In the interest of building a decent article, here's what I have gleaned from a little internet sleuthing.
The idea is to get pesticides into the canopy, and under the trunk-wood, but not in the sapwood (as I suggested in a comment). This breaks the lifecycle and also gets the larva where they do the most damage.
Some of the soil, trunk-injection, and trunk-spray based treatments for Emerald Ash Borer contain pesticides like imidacloprid and clothianidin. At least one of these are common in the cocktails used for making pressure treated lumber.
This would suggest that using such lumber for indoor use might not be recommended. However, current treatment concentrates on the trunk and canopy, and even soil-based treatment should not enter the heartwood. And none of the treatments are remotely like PTL, where lumber has the chemical cocktail driven deep into the heartwood. In the case of an ash tree, once you strip off the trunkwood and any damage there made by the pest, it looks like you have reasonably safe lumber.
So, this is my weak conjecture that previously treated ash can be safely used for lumber in the usual way, at least for furniture and so on.
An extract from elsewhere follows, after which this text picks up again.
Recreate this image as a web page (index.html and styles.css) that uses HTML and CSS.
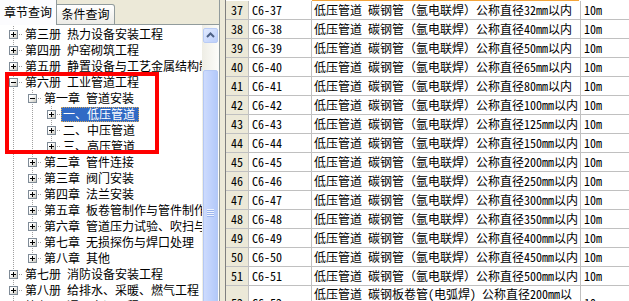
FILE: index.html
```html
<!DOCTYPE html>
<html lang="zh-CN">
<head>
<meta charset="utf-8">
<title>章节查询</title>
<link rel="stylesheet" href="styles.css">
</head>
<body>
<div class="app">
  <div class="left">
    <div class="tabs">
      <div class="tab tab-active">章节查询</div>
      <div class="tab tab-idle">条件查询</div>
      <div class="tab-fill"></div>
    </div>
    <div class="panel">
      <div class="tree">
        <div class="node"><span class="c mid"><i class="bx p"></i><b class="h"></b></span><span class="lb">第三册 热力设备安装工程</span></div>
        <div class="node"><span class="c mid"><i class="bx p"></i><b class="h"></b></span><span class="lb">第四册 炉窑砌筑工程</span></div>
        <div class="node"><span class="c mid"><i class="bx p"></i><b class="h"></b></span><span class="lb">第五册 静置设备与工艺金属结构制作安装工程</span></div>
        <div class="node"><span class="c mid"><i class="bx m"></i><b class="h"></b></span><span class="lb">第六册 工业管道工程</span></div>
        <div class="node"><span class="g v"></span><span class="c mid"><i class="bx m"></i><b class="h"></b></span><span class="lb">第一章 管道安装</span></div>
        <div class="node"><span class="g v"></span><span class="g v"></span><span class="c mid"><i class="bx p"></i><b class="h"></b></span><span class="lb sel">一、低压管道</span></div>
        <div class="node"><span class="g v"></span><span class="g v"></span><span class="c mid"><i class="bx p"></i><b class="h"></b></span><span class="lb">二、中压管道</span></div>
        <div class="node"><span class="g v"></span><span class="g v"></span><span class="c last"><i class="bx p"></i><b class="h"></b></span><span class="lb">三、高压管道</span></div>
        <div class="node"><span class="g v"></span><span class="c mid"><i class="bx p"></i><b class="h"></b></span><span class="lb">第二章 管件连接</span></div>
        <div class="node"><span class="g v"></span><span class="c mid"><i class="bx p"></i><b class="h"></b></span><span class="lb">第三章 阀门安装</span></div>
        <div class="node"><span class="g v"></span><span class="c mid"><i class="bx p"></i><b class="h"></b></span><span class="lb">第四章 法兰安装</span></div>
        <div class="node"><span class="g v"></span><span class="c mid"><i class="bx p"></i><b class="h"></b></span><span class="lb">第五章 板卷管制作与管件制作</span></div>
        <div class="node"><span class="g v"></span><span class="c mid"><i class="bx p"></i><b class="h"></b></span><span class="lb">第六章 管道压力试验、吹扫与清洗</span></div>
        <div class="node"><span class="g v"></span><span class="c mid"><i class="bx p"></i><b class="h"></b></span><span class="lb">第七章 无损探伤与焊口处理</span></div>
        <div class="node"><span class="g v"></span><span class="c last"><i class="bx p"></i><b class="h"></b></span><span class="lb">第八章 其他</span></div>
        <div class="node"><span class="c mid"><i class="bx p"></i><b class="h"></b></span><span class="lb">第七册 消防设备安装工程</span></div>
        <div class="node"><span class="c mid"><i class="bx p"></i><b class="h"></b></span><span class="lb">第八册 给排水、采暖、燃气工程</span></div>
        <div class="node"><span class="c mid"><i class="bx p"></i><b class="h"></b></span><span class="lb">第九册 通风空调工程</span></div>
      </div>
      <div class="vscroll">
        <div class="sbtn"><svg width="13" height="13" viewBox="0 0 13 13"><polyline points="3,8 6.5,4.5 10,8" fill="none" stroke="#4d6185" stroke-width="2"/></svg></div>
        <div class="thumb"><span class="grip"></span></div>
      </div>
      <div class="mark"></div>
    </div>
  </div>
  <div class="split"></div>
  <div class="grid">
    <div class="ghead"><span></span><span></span><span class="hot"></span><span></span></div>
    <div class="grow"><span class="rn">37</span><span class="cd">C6-37</span><span class="ds">低压管道 碳钢管（氩电联焊）公称直径32mm以内</span><span class="un">10m</span></div>
    <div class="grow"><span class="rn">38</span><span class="cd">C6-38</span><span class="ds">低压管道 碳钢管（氩电联焊）公称直径40mm以内</span><span class="un">10m</span></div>
    <div class="grow"><span class="rn">39</span><span class="cd">C6-39</span><span class="ds">低压管道 碳钢管（氩电联焊）公称直径50mm以内</span><span class="un">10m</span></div>
    <div class="grow"><span class="rn">40</span><span class="cd">C6-40</span><span class="ds">低压管道 碳钢管（氩电联焊）公称直径65mm以内</span><span class="un">10m</span></div>
    <div class="grow"><span class="rn">41</span><span class="cd">C6-41</span><span class="ds">低压管道 碳钢管（氩电联焊）公称直径80mm以内</span><span class="un">10m</span></div>
    <div class="grow"><span class="rn">42</span><span class="cd">C6-42</span><span class="ds">低压管道 碳钢管（氩电联焊）公称直径100mm以内</span><span class="un">10m</span></div>
    <div class="grow"><span class="rn">43</span><span class="cd">C6-43</span><span class="ds">低压管道 碳钢管（氩电联焊）公称直径125mm以内</span><span class="un">10m</span></div>
    <div class="grow"><span class="rn">44</span><span class="cd">C6-44</span><span class="ds">低压管道 碳钢管（氩电联焊）公称直径150mm以内</span><span class="un">10m</span></div>
    <div class="grow"><span class="rn">45</span><span class="cd">C6-45</span><span class="ds">低压管道 碳钢管（氩电联焊）公称直径200mm以内</span><span class="un">10m</span></div>
    <div class="grow"><span class="rn">46</span><span class="cd">C6-46</span><span class="ds">低压管道 碳钢管（氩电联焊）公称直径250mm以内</span><span class="un">10m</span></div>
    <div class="grow"><span class="rn">47</span><span class="cd">C6-47</span><span class="ds">低压管道 碳钢管（氩电联焊）公称直径300mm以内</span><span class="un">10m</span></div>
    <div class="grow"><span class="rn">48</span><span class="cd">C6-48</span><span class="ds">低压管道 碳钢管（氩电联焊）公称直径350mm以内</span><span class="un">10m</span></div>
    <div class="grow"><span class="rn">49</span><span class="cd">C6-49</span><span class="ds">低压管道 碳钢管（氩电联焊）公称直径400mm以内</span><span class="un">10m</span></div>
    <div class="grow"><span class="rn">50</span><span class="cd">C6-50</span><span class="ds">低压管道 碳钢管（氩电联焊）公称直径450mm以内</span><span class="un">10m</span></div>
    <div class="grow"><span class="rn">51</span><span class="cd">C6-51</span><span class="ds">低压管道 碳钢管（氩电联焊）公称直径500mm以内</span><span class="un">10m</span></div>
    <div class="grow tall"><span class="rn">52</span><span class="cd">C6-52</span><span class="ds wrap">低压管道 碳钢板卷管(电弧焊) 公称直径200mm以<br>内</span><span class="un">10m</span></div>
  </div>
</div>
</body>
</html>
```

FILE: styles.css
```css
* { box-sizing: border-box; }
html, body { margin: 0; padding: 0; }
body {
  width: 629px;
  height: 301px;
  overflow: hidden;
  background: #ece9d8;
  color: #000;
  font-family: "Noto Sans Mono CJK SC", "Noto Sans CJK SC", sans-serif;
  font-size: 12px;
}
.app { display: flex; height: 301px; }

/* left panel */
.left {
  width: 220px;
  flex: none;
  display: flex;
  flex-direction: column;
  border-right: 1px solid #919b9c;
}
.tabs { display: flex; align-items: flex-end; height: 25px; flex: none; }
.tab { text-align: center; white-space: nowrap; flex: none; }
.tab-active {
  width: 57px;
  height: 25px;
  line-height: 24px;
  background: #fcfcfe;
  border-right: 1px solid #919b9c;
}
.tab-idle {
  width: 58px;
  height: 21px;
  line-height: 18px;
  border: 1px solid #919b9c;
  border-left: none;
  border-radius: 0 3px 0 0;
  background: linear-gradient(#ffffff, #ecebe6);
}
.tab-fill { flex: 1; height: 25px; border-bottom: 1px solid #919b9c; }

.panel {
  flex: 1;
  min-height: 0;
  display: flex;
  background: #fff;
  position: relative;
}
.tree {
  flex: 1;
  min-width: 0;
  overflow: hidden;
  padding: 1px 0 0 4px;
  white-space: nowrap;
}
.node { display: flex; height: 16px; align-items: center; }
.g, .c { width: 19px; height: 16px; flex: none; }
.g.v, .c.mid {
  background: linear-gradient(#a0a0a0 50%, transparent 50%) 9px 0 / 1px 2px repeat-y;
}
.c.last {
  background:
    linear-gradient(#fff, #fff) 9px 8px / 1px 8px no-repeat,
    linear-gradient(#a0a0a0 50%, transparent 50%) 9px 0 / 1px 2px repeat-y;
}
.c { display: flex; align-items: center; padding-left: 5px; }
.bx {
  width: 9px;
  height: 9px;
  flex: none;
  border: 1px solid #7f8b97;
  background-color: #f4f4f0;
}
.bx.p {
  background:
    linear-gradient(#000, #000) 1px 3px / 5px 1px no-repeat,
    linear-gradient(#000, #000) 3px 1px / 1px 5px no-repeat,
    linear-gradient(135deg, #ffffff 30%, #c9c8bf);
}
.bx.m {
  background:
    linear-gradient(#000, #000) 1px 3px / 5px 1px no-repeat,
    linear-gradient(135deg, #ffffff 30%, #c9c8bf);
}
.h {
  flex: 1;
  height: 1px;
  background: linear-gradient(90deg, #a0a0a0 50%, transparent 50%) 1px 0 / 2px 1px repeat-x;
}
.lb {
  height: 15px;
  line-height: 11px;
  padding: 0 3px 0 1px;
  border: 1px solid transparent;
}
.lb.sel {
  background: #316ac5;
  color: #fff;
  border: 1px dotted #d6a85a;
}

/* scrollbar */
.vscroll {
  width: 17px;
  flex: none;
  overflow: hidden;
  padding-top: 3px;
  display: flex;
  flex-direction: column;
  align-items: center;
  background: linear-gradient(90deg, #eeede5, #fdfdfa);
}
.sbtn {
  width: 15px;
  height: 15px;
  flex: none;
  border: 1px solid #b9ccf5;
  border-radius: 2px;
  background: linear-gradient(135deg, #e1eafe, #bccffb);
  display: flex;
  align-items: center;
  justify-content: center;
}
.thumb {
  width: 15px;
  height: 286px;
  flex: none;
  margin-top: 27px;
  border: 1px solid #b4c8f4;
  border-radius: 2px;
  background: linear-gradient(90deg, #cddbfd, #c0d2fc 50%, #b3c9f9);
  display: flex;
  align-items: center;
  justify-content: center;
}
.grip {
  width: 7px;
  height: 8px;
  background: repeating-linear-gradient(#eef3fe 0 1px, #9db6ee 1px 2px);
}

/* annotation box */
.mark {
  position: absolute;
  left: 5px;
  top: 47px;
  width: 154px;
  height: 82px;
  border: 4px solid #ff0000;
  pointer-events: none;
}

.split { width: 5px; flex: none; }

/* grid */
.grid {
  flex: 1;
  min-width: 0;
  display: flex;
  flex-direction: column;
  overflow: hidden;
  background: #fff;
  border-left: 1px solid #7f7f7f;
}
.ghead, .grow {
  display: grid;
  grid-template-columns: 23px 63px 269px 1fr;
  flex: none;
}
.ghead { height: 1px; }
.ghead .hot { background: #f4a53b; margin-right: 2px; }
.grow { height: 19px; }
.grow > span {
  display: flex;
  align-items: center;
  line-height: 18px;
  white-space: nowrap;
  overflow: hidden;
  border-right: 1px solid #c0c0c0;
  border-bottom: 1px solid #c0c0c0;
}
.rn { background: #ece9d8; justify-content: center; }
.cd { padding-left: 3px; }
.ds { padding-left: 2px; }
.un { padding-left: 3px; border-right: none !important; }
.grow.tall { height: 34px; }
.grow > .wrap {
  align-items: flex-start;
  white-space: normal;
  line-height: 14px;
  padding-top: 1px;
}
```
Maybe I'd refrain from using it for bowls or other food use items simply out of an excess of safety; there might be better lumber you can use for that. And I'm probably not going to run out and carve wooden blocks and toys out of this stuff for babies.
I'm hand-waving over the recommendations for how treated ash timber and fresh sawn lumber is transported and stored, as there is evidence that such material is a vector for passing the pests on to other areas. So, follow your local laws about that. Also, take the usual care one should take when sawing any lumber up; even the cleanest organic lumber is toxic when turned into a fine, breathable dust.